During the ten years immediately preceding decedent's death the average monthly sales of J.J. Newberry Company common stock was 1,742 shares. From January 1944 through May 9, 1944 (date of decedent's death) the total shares traded totaled 3,900, ranging from a high of 61 to a low of 56. The usual daily volume was 100 shares. The largest daily volume was 1,000, which worked no adverse effect upon the stability of the price. And subsequent to May 9, 1944 it appears that the market price increased. During the balance of 1944 (from May 9 to December 31) a total of 4,600 shares were traded. Thus, during the entire year of 1944 only
[20 NJ Page 498]
8,500 shares were traded, or approximately 21% of the 40,000 odd shares owned by decedent at her death.

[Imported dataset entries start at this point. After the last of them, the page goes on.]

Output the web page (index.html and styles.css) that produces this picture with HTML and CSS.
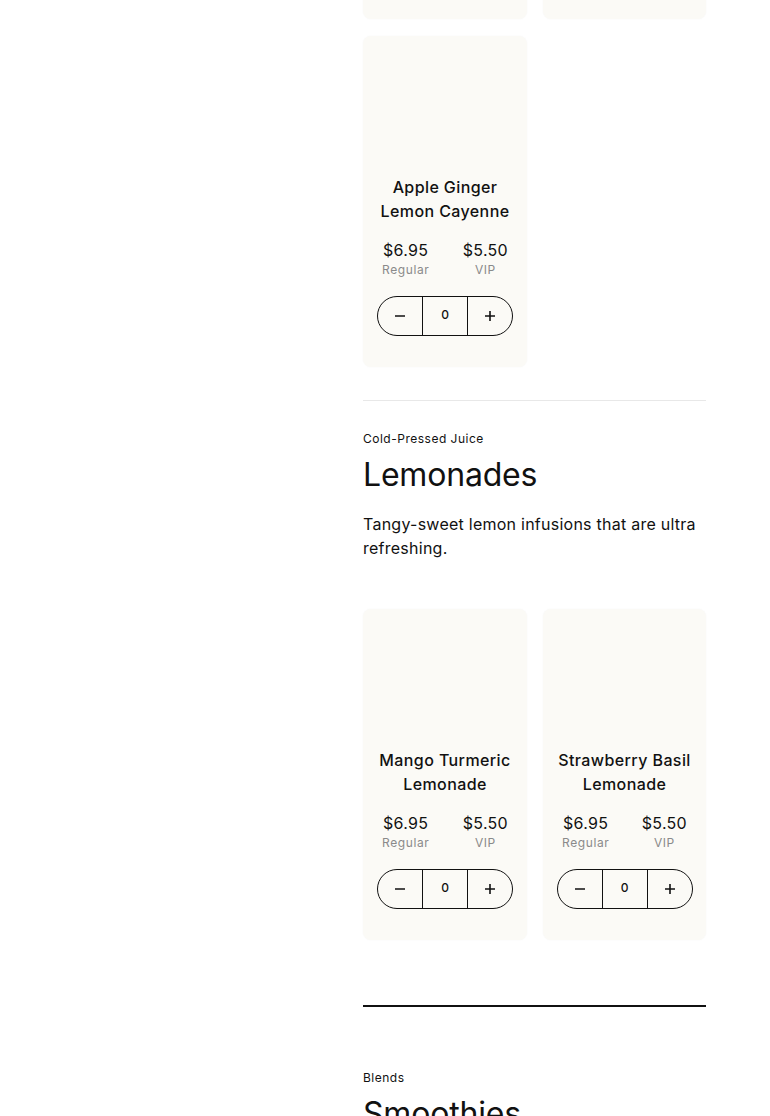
FILE: index.html
```html
<!DOCTYPE html>
<html>
<head>
<meta charset="utf-8">
<link rel="stylesheet" href="styles.css">
</head>
<body>
<div class="page">
  <aside class="sidebar"></aside>
  <main class="content">
    <div class="grid grid-top">
      <div class="card card-stub"></div>
      <div class="card card-stub"></div>
      <div class="card">
        <div class="card-img"></div>
        <h3 class="card-title">Apple Ginger Lemon Cayenne</h3>
        <div class="prices">
          <div class="price"><span class="amount">$6.95</span><span class="label">Regular</span></div>
          <div class="price"><span class="amount">$5.50</span><span class="label">VIP</span></div>
        </div>
        <div class="qty">
          <button class="qty-btn"><svg width="12" height="12" viewBox="0 0 12 12"><path d="M1 6h10" stroke="#111" stroke-width="1.6"/></svg></button>
          <span class="qty-val">0</span>
          <button class="qty-btn"><svg width="12" height="12" viewBox="0 0 12 12"><path d="M1 6h10M6 1v10" stroke="#111" stroke-width="1.6"/></svg></button>
        </div>
      </div>
    </div>

    <hr class="divider">

    <section class="section">
      <div class="eyebrow">Cold-Pressed Juice</div>
      <h2 class="section-title">Lemonades</h2>
      <p class="section-desc">Tangy-sweet lemon infusions that are ultra refreshing.</p>
      <div class="grid">
        <div class="card">
          <div class="card-img"></div>
          <h3 class="card-title">Mango Turmeric Lemonade</h3>
          <div class="prices">
            <div class="price"><span class="amount">$6.95</span><span class="label">Regular</span></div>
            <div class="price"><span class="amount">$5.50</span><span class="label">VIP</span></div>
          </div>
          <div class="qty">
            <button class="qty-btn"><svg width="12" height="12" viewBox="0 0 12 12"><path d="M1 6h10" stroke="#111" stroke-width="1.6"/></svg></button>
            <span class="qty-val">0</span>
            <button class="qty-btn"><svg width="12" height="12" viewBox="0 0 12 12"><path d="M1 6h10M6 1v10" stroke="#111" stroke-width="1.6"/></svg></button>
          </div>
        </div>
        <div class="card">
          <div class="card-img"></div>
          <h3 class="card-title">Strawberry Basil Lemonade</h3>
          <div class="prices">
            <div class="price"><span class="amount">$6.95</span><span class="label">Regular</span></div>
            <div class="price"><span class="amount">$5.50</span><span class="label">VIP</span></div>
          </div>
          <div class="qty">
            <button class="qty-btn"><svg width="12" height="12" viewBox="0 0 12 12"><path d="M1 6h10" stroke="#111" stroke-width="1.6"/></svg></button>
            <span class="qty-val">0</span>
            <button class="qty-btn"><svg width="12" height="12" viewBox="0 0 12 12"><path d="M1 6h10M6 1v10" stroke="#111" stroke-width="1.6"/></svg></button>
          </div>
        </div>
      </div>
    </section>

    <hr class="divider-thick">

    <section class="section section-next">
      <div class="eyebrow">Blends</div>
      <h2 class="section-title">Smoothies</h2>
    </section>
  </main>
</div>
</body>
</html>
```
FILE: styles.css
```css
* { box-sizing: border-box; }
html, body { margin: 0; padding: 0; background: #fff; }
body {
  font-family: "Inter", "Liberation Sans", sans-serif;
  color: #111;
  overflow: hidden;
  height: 1116px;
}
.page {
  display: grid;
  grid-template-columns: 363px 343px;
}
.content {
  margin-top: -312px;
}
.grid {
  display: grid;
  grid-template-columns: 164px 163px;
  column-gap: 16px;
  row-gap: 17px;
}
.card {
  background: #fbfaf6;
  border-radius: 8px;
  box-shadow: 0 0 2px rgba(0,0,0,0.04);
  display: flex;
  flex-direction: column;
  align-items: center;
  padding: 0 14px 31px;
}
.card-stub { height: 331px; }
.card-img { height: 139px; width: 100%; }
.card-title {
  margin: 0;
  font-size: 16px;
  line-height: 24px;
  font-weight: 500;
  letter-spacing: 0.4px;
  text-align: center;
}
.prices {
  margin-top: 16px;
  width: 100%;
  display: flex;
  justify-content: space-between;
  padding: 0 5px;
}
.price {
  display: flex;
  flex-direction: column;
  align-items: center;
}
.amount {
  font-size: 16px;
  line-height: 22px;
  letter-spacing: 0.3px;
}
.label {
  font-size: 12px;
  line-height: 16px;
  color: #8a8a8a;
  letter-spacing: 0.6px;
  margin-top: 1px;
}
.qty {
  margin-top: 18px;
  display: flex;
  height: 40px;
  width: 136px;
  border: 1px solid #111;
  border-radius: 20px;
  overflow: hidden;
}
.qty-btn {
  flex: 0 0 44px;
  background: transparent;
  border: 0;
  padding: 0;
  display: flex;
  align-items: center;
  justify-content: center;
}
.qty-val {
  flex: 1;
  border-left: 1px solid #111;
  border-right: 1px solid #111;
  display: flex;
  align-items: center;
  justify-content: center;
  font-size: 12px;
  font-weight: 500;
  padding-bottom: 3px;
}
.divider {
  margin: 33px 0 0;
  border: 0;
  border-top: 1px solid #e8e8e8;
}
.section { padding-top: 30px; }
.eyebrow {
  font-size: 12px;
  line-height: 16px;
  letter-spacing: 0.5px;
}
.section-title {
  margin: 8px 0 0;
  font-size: 32px;
  line-height: 40px;
  font-weight: 400;
  letter-spacing: -0.2px;
}
.section-desc {
  margin: 17px 0 49px;
  font-size: 16px;
  line-height: 24px;
  letter-spacing: 0.25px;
}
.divider-thick {
  margin: 65px 0 0;
  border: 0;
  border-top: 2px solid #111;
}
.section-next { padding-top: 63px; }
```
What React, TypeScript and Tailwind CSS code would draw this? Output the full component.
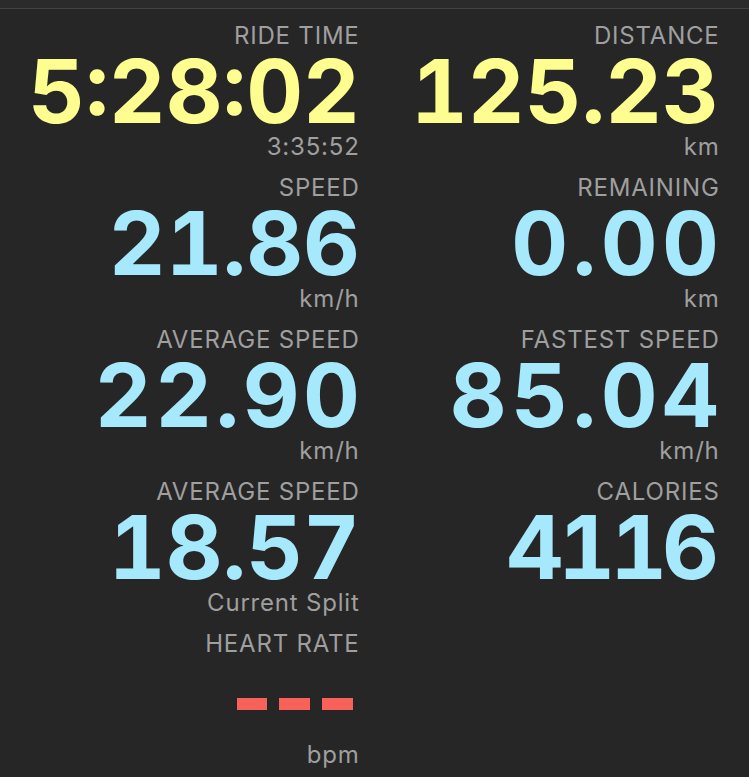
import React from "react";

type Item = {
  label: string;
  value: string;
  unit: string;
  color: "yellow" | "cyan";
  track: string;
};

const left: Item[] = [
  { label: "RIDE TIME", value: "5:28:02", unit: "3:35:52", color: "yellow", track: "tracking-[0px] mr-[-2px]" },
  { label: "SPEED", value: "21.86", unit: "km/h", color: "cyan", track: "tracking-[0px] mr-[-2px]" },
  { label: "AVERAGE SPEED", value: "22.90", unit: "km/h", color: "cyan", track: "tracking-[3.5px] mr-[-5.5px]" },
  { label: "AVERAGE SPEED", value: "18.57", unit: "Current Split", color: "cyan", track: "tracking-[0px] mr-[-2px]" },
];

const right: Item[] = [
  { label: "DISTANCE", value: "125.23", unit: "km", color: "yellow", track: "tracking-[0px] mr-[-1px]" },
  { label: "REMAINING", value: "0.00", unit: "km", color: "cyan", track: "tracking-[4.5px] mr-[-5.5px]" },
  { label: "FASTEST SPEED", value: "85.04", unit: "km/h", color: "cyan", track: "tracking-[4.5px] mr-[-5.5px]" },
  { label: "CALORIES", value: "4116", unit: "", color: "cyan", track: "tracking-[-5px] mr-[4px]" },
];

const small =
  "h-[26px] leading-[26px] text-[24px] tracking-[0.8px] mr-[-1.6px] text-[#9f9f9f] whitespace-nowrap";

function Block({ item }: { item: Item }) {
  return (
    <div className="flex flex-col items-end mb-[14px]">
      <div className={small + " pt-[1px]"}>{item.label}</div>
      <div
        className={
          "h-[86px] leading-[86px] text-[88px] font-bold tabular-nums whitespace-nowrap " +
          item.track +
          " " +
          (item.color === "yellow" ? "text-[#fefd8f]" : "text-[#a6e9fd]")
        }
      >
        {item.value}
      </div>
      <div className={small}>{item.unit}</div>
    </div>
  );
}

export default function App() {
  return (
    <div
      className="w-[749px] h-[777px] bg-[#262626] overflow-hidden"
      style={{ fontFamily: "Inter, 'Noto Sans', sans-serif" }}
    >
      <div className="h-[8px] bg-[#2b2b2b]" />
      <div className="h-[1px] bg-[#434343]" />
      <div className="w-[720px] grid grid-cols-2 pt-[13px]">
        <div className="pr-[2px] flex flex-col">
          {left.map((it, i) => (
            <Block key={i} item={it} />
          ))}
          <div className="flex flex-col items-end">
            <div className={small + " pt-[1px]"}>HEART RATE</div>
            <div className="h-[86px] flex justify-end items-start pt-[42px] pr-[5px] gap-[12px]">
              <span className="block w-[30px] h-[12px] bg-[#f7615a]" />
              <span className="block w-[31px] h-[12px] bg-[#f7615a]" />
              <span className="block w-[31px] h-[12px] bg-[#f7615a]" />
            </div>
            <div className={small}>bpm</div>
          </div>
        </div>
        <div className="pr-[2px] flex flex-col">
          {right.map((it, i) => (
            <Block key={i} item={it} />
          ))}
        </div>
      </div>
    </div>
  );
}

We conclude that a "thin" market for this stock existed. See Estate of McKitterick, 42 B.T.A. 130, 137 (Bd. Tax App. 1940). There was evidence that upon an offering of 300 shares subsequent to Mrs. Newberry's death the market declined 3 points. Although we accord the findings of the Transfer Inheritance Tax Bureau with the respect due to experienced judgment, Tracy v. Alexander, 17 N.J. 397 (1955), the report of the Commissioner (which was written in 1945) lacks the detail to clarify and substantiate his position upon the valuation in question. The respondent has not sought to reinforce the prior determination. Therefore the evidence adduced by the petitioners' expert to demonstrate that a secondary distribution would be the most prudent method of disposition of the large block of stock is convincing. The record sustains the contention. The valuation for inheritance tax purposes of the common stock to be included within decedent's estate will be valued at $53 1/8 per share.
The determination rendered by the Commissioner is affirmed, resulting in the inclusion of the value of the principal of the four John J. Newberry trusts in decedent's taxable estate, and reversed upon the valuation placed upon the common stock of the J.J. Newberry Company within decedent's estate, and the cause remanded for entry of an assessment in accordance with this opinion.
No costs will be taxed to either party.